Ici, encore, nous avons une lueur d’espoir qu’avec la création et le développement de la nouvelle CGT, les syndicats autonomes d’Amiens ne se tiendront pas à l’écart du mouvement général de rénovation qui se dessine à travers le pays, et y apporteront leur appui.
Le Congrès national des Syndicats Autonomes s’est donc transformé en CGT syndicaliste révolutionnaire. Cette transformation n’est nullement du goût des deux autres CGT. Elles croyaient qu’elles seules avaient droit à l’existence. Elles s’unissent maintenant en une agape fraternelle contre les syndicalistes révolutionnaires. Déjà des rumeurs nous parviennent que dorénavant réformistes et communistes feront cause commune contre les nôtres chaque fois qu’il s’agira de réaliser le front unique contre les syndicalistes révolutionnaires.
Tant mieux. Nos ennemis qui, hier encore, nous faisaient les yeux doux dans l’espoir de nous « avoir », se démasquent bien vite ; cela diminuera les malentendus ; cela ramènera les indécis ; cela redonnera du courage aux pessimistes.
La CGT syndicaliste révolutionnaire aura à mener dès sa naissance une lutte sur tous les fronts : contre le capitalisme impérialiste, contre le fascisme grandissant, contre le réformisme trompeur et endormeur, contre le communisme dictatorial. Toutes ces forces sont anti-ouvrières, anti-révolutionnaires. La CGT syndicaliste révolutionnaire devra les combattre toutes. Elle gagnera, dans cette lutte, l’appui de tous les vrais révolutionnaires du pays ; elle aura l’appui du mouvement syndicaliste international ; elle finira par gagner la sympathie de toute la classe ouvrière le jour où celle-ci se verra abandonnée par tous ses amants de passage qui ne cherchaient qu’à la posséder.

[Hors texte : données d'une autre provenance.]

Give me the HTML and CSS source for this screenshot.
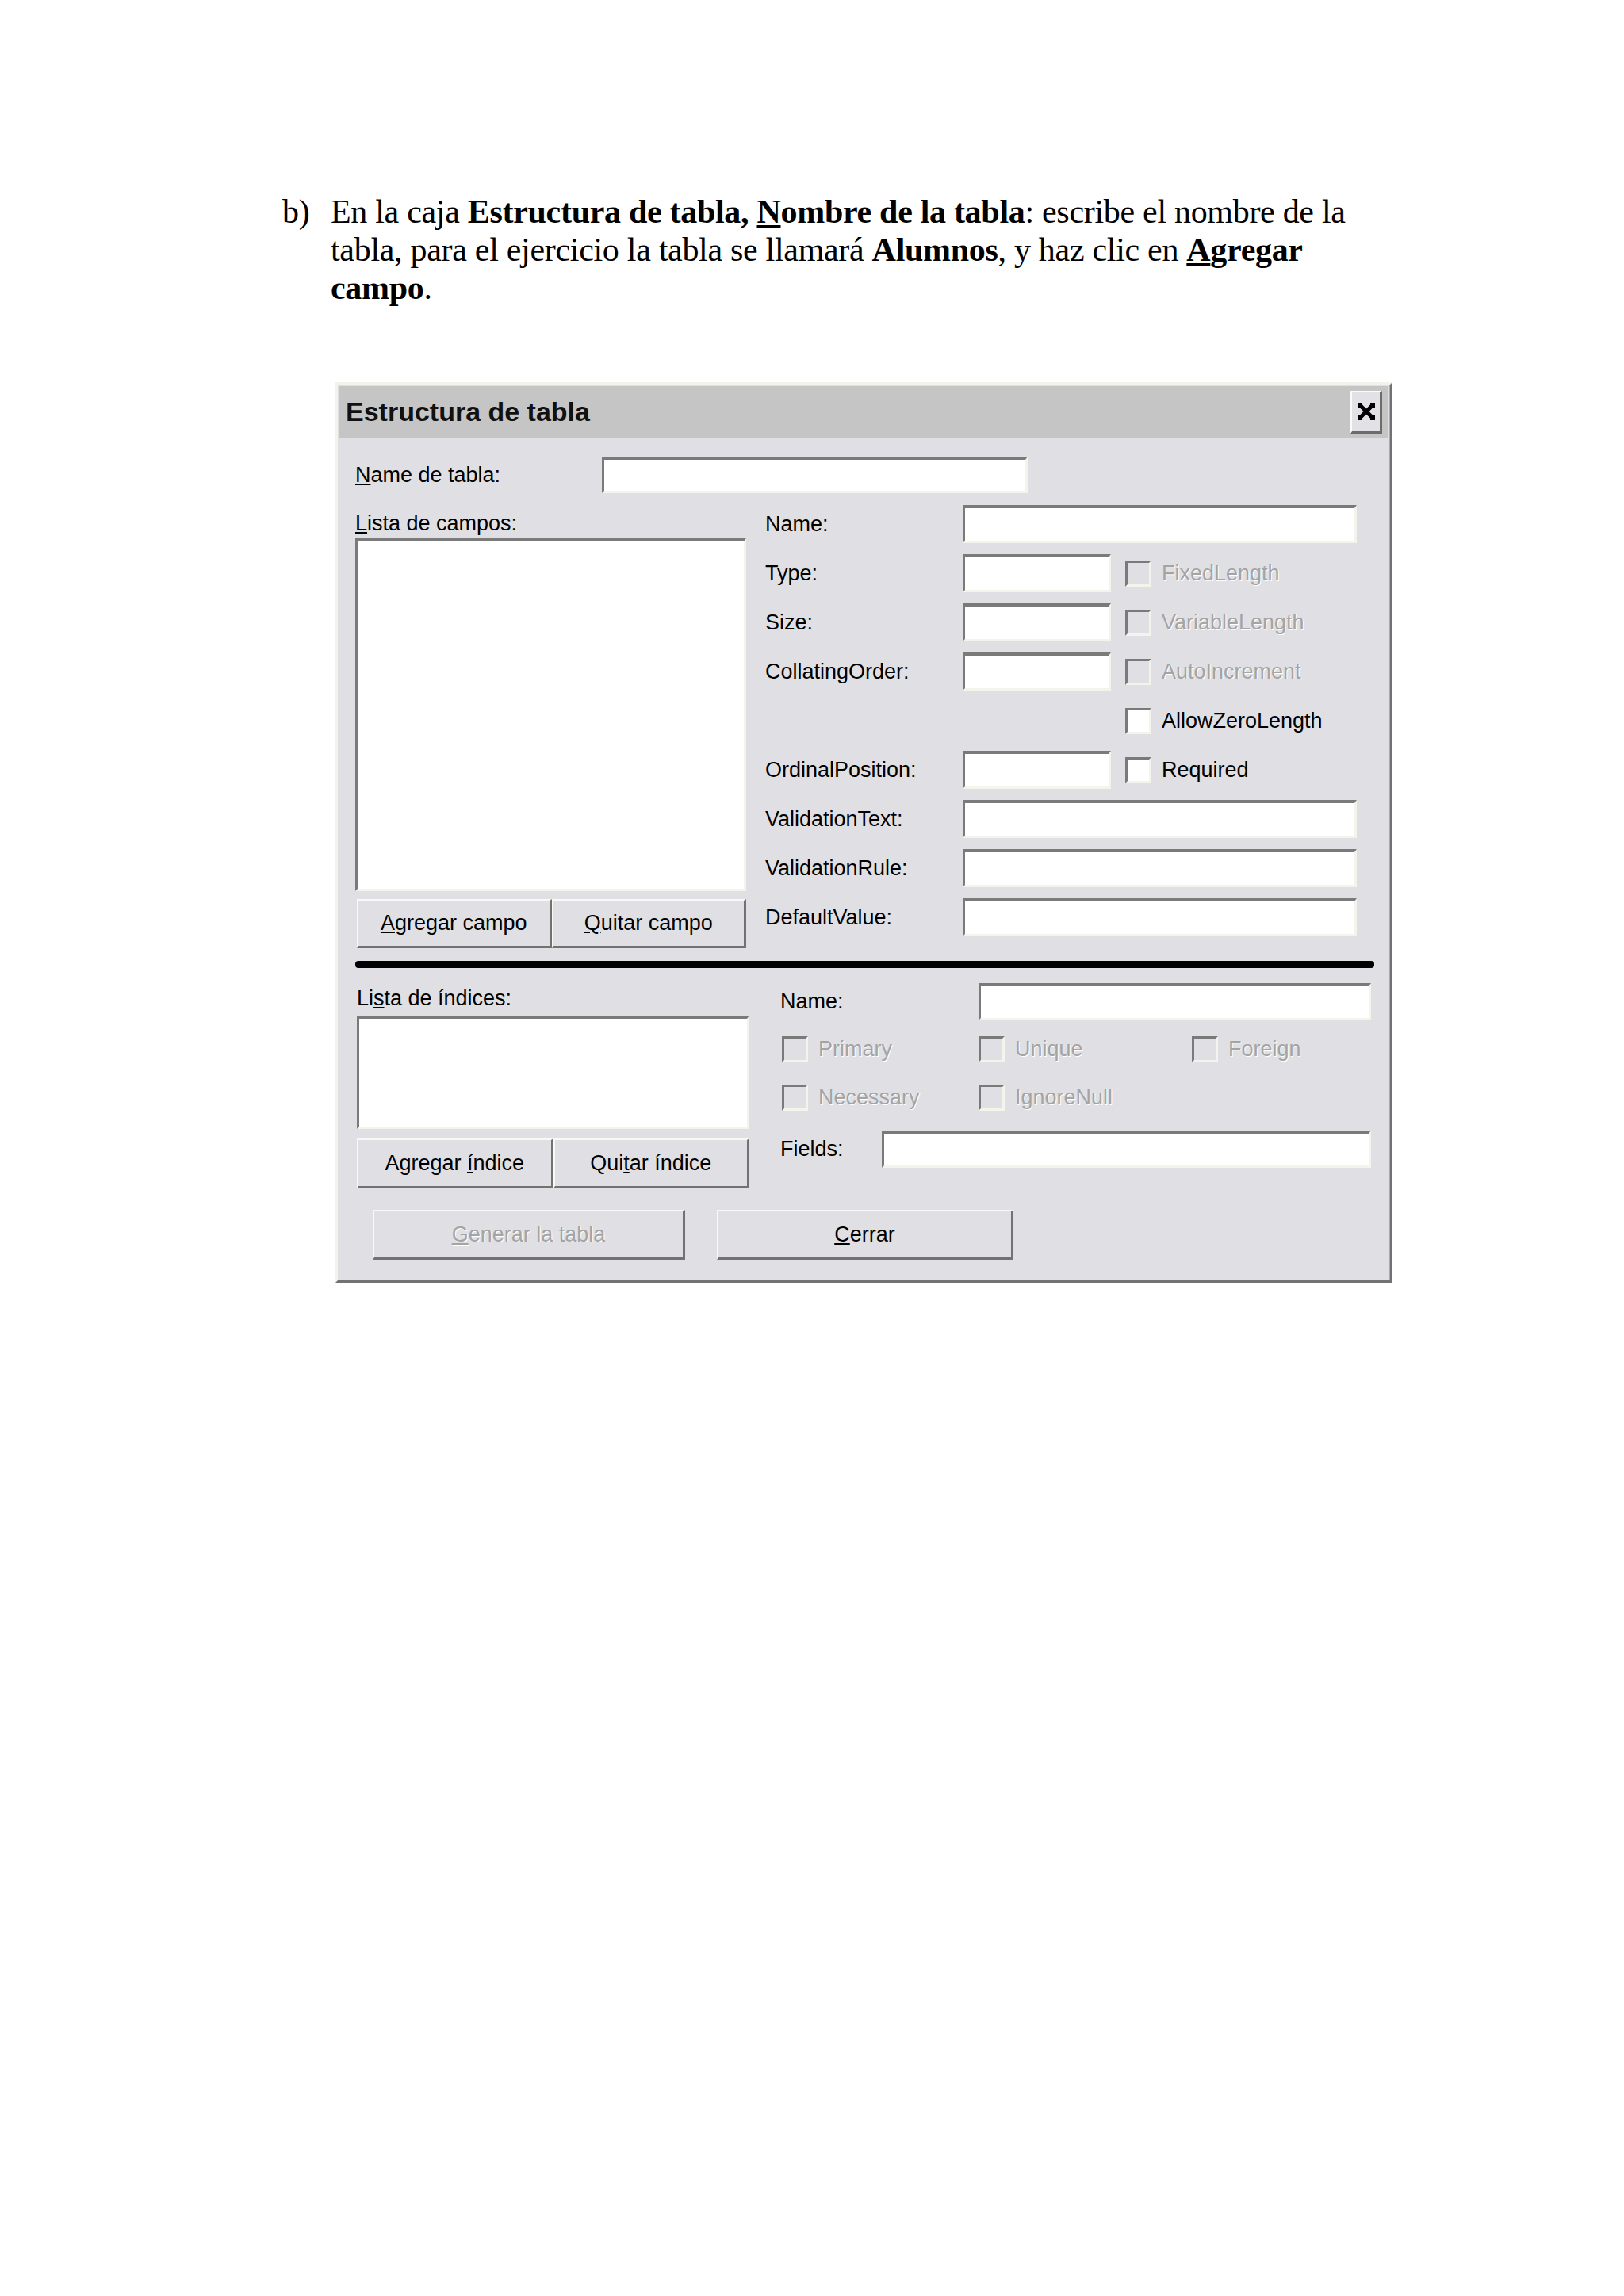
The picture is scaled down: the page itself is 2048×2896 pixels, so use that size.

Quand, au lendemain du congrès constitutif de la CGTSR, la conférence internationale du Bâtiment se réunissait au siège de l’U.D. du Rhône, il ne restait qu’à signer le pacte international du Bâtiment, suite logique et inévitable de l’adhésion unanime donnée par la CGTSR à l’Association Internationale des Travailleurs. La Création de la Fédération Internationale Syndicaliste des Travailleurs du Bâtiment, c’est le premier lien pratique qui, sur le plan industriel et international, resserre l’activité des travailleurs d’une même industrie dans tous les pays du monde. Cela entrera dans le rôle de la Section française de l’AIT de multiplier ces liens : ce sera la garantie la plus sûre que l’internationalisme n’est pas un vain mot et que les luttes prochaines, même quand elles n’embrasseront qu’un seul pays arbitrairement délimité par des frontières politiques, porteront néanmoins un caractère franchement international et nécessiteront l’appui international du prolétariat révolutionnaire organisé dans ses syndicats de lutte de classes.
Tel est le message que nous envoie la semaine de Lyon. C’est un message plein d’espérances et un appel au ralliement. C’est enfin un espoir palpable d’unité révolutionnaire au sein de la classe ouvrière contre les partis politiques et contre les pseudo-CGT. qui sont à leur remorque : la seule unité qui pourra mener à bien l’œuvre émancipatrice et reconstructive que seul le prolétariat des villes et des champs est à même d’entreprendre avec succès.
Il ne reste, pour la nouvelle CGT, que de marcher droit vers le but qu’elle s’est assignée, sans trop s’arrêter devant les obstacles que ses ennemis nombreux tâcheront de placer sur sa route.
La ligne droite est après tout le plus court chemin vers notre but.